Tanya Tagaq assured the sellout crowd at the Phi Centre Saturday night that she’d have the freedom to “get crazier” if she didn’t have to worry about appearing on YouTube later. As the audience dutifully put away their cell phones, the Inuit throat singer and 2014 Polaris Prize winner introduced her band for the Montreal show, whom she herself had only met earlier that day. Tagaq was true to her word; we were in for a crazy, largely improvised performance that would seem to be fuelled by the molten core of Earth itself.

Tagaq’s latest album is called Animism, in reference to the view that everything that exists contains a spiritual force, from humans to animals to weather patterns to sticks and stones. Watching Tagaq perform, you believe this must be true, because she not only rouses those energies, she pulls them into her and sets them on fire before driving them back out at the audience in a furious tempest of pure elemental expression.

Her performance is urgent, challenging, emotional and sensual, with a raw energy that’s extraordinarily powerful. She communicates almost entirely without words, telling stories of struggle and survival, fear and determination, sex and violence with a spellbinding array of guttural growls and vocal cries, all the while animating the journey with her entire body as she reaches to the sky with outstretched hands and collapses into a heap on the floor throughout her unbroken 45-minute set. Towards the end, she grasps the mic in both hands, slowly rising on her knees as she growls out the only two words expressed during the performance: “manifest destiny.”

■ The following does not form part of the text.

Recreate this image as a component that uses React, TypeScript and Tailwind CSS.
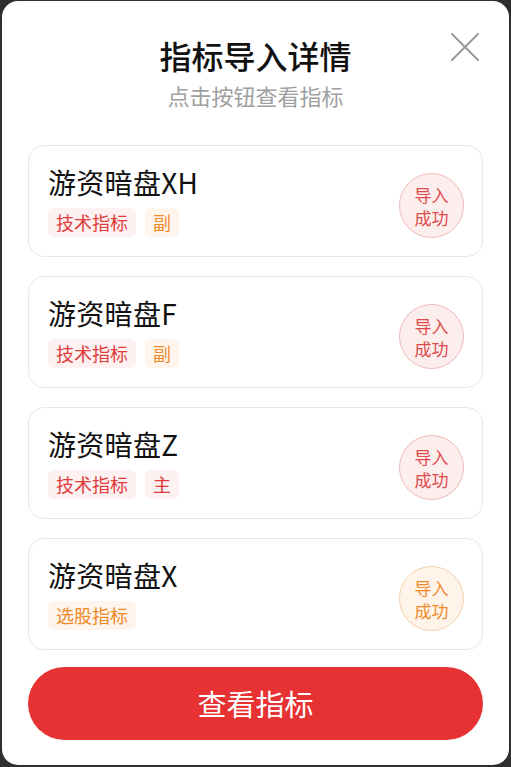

Tagaq is part of a new generation of aboriginal artists who are changing the way Canadians understand the relationships indigenous and non-indigenous people have with each other, our governments and our environments. After being in the news recently for a number of outspoken statements on topics ranging from the Canadian seal hunt to missing and murdered indigenous women, Tagaq may be better known to some for her politics than for her art. Though her style may be unappealing to those who like their music to be melodic or pretty, she has created an entirely unique body of work by bridging the traditional with the contemporary that’s worthy of every bit of attention she’s received since her Polaris win.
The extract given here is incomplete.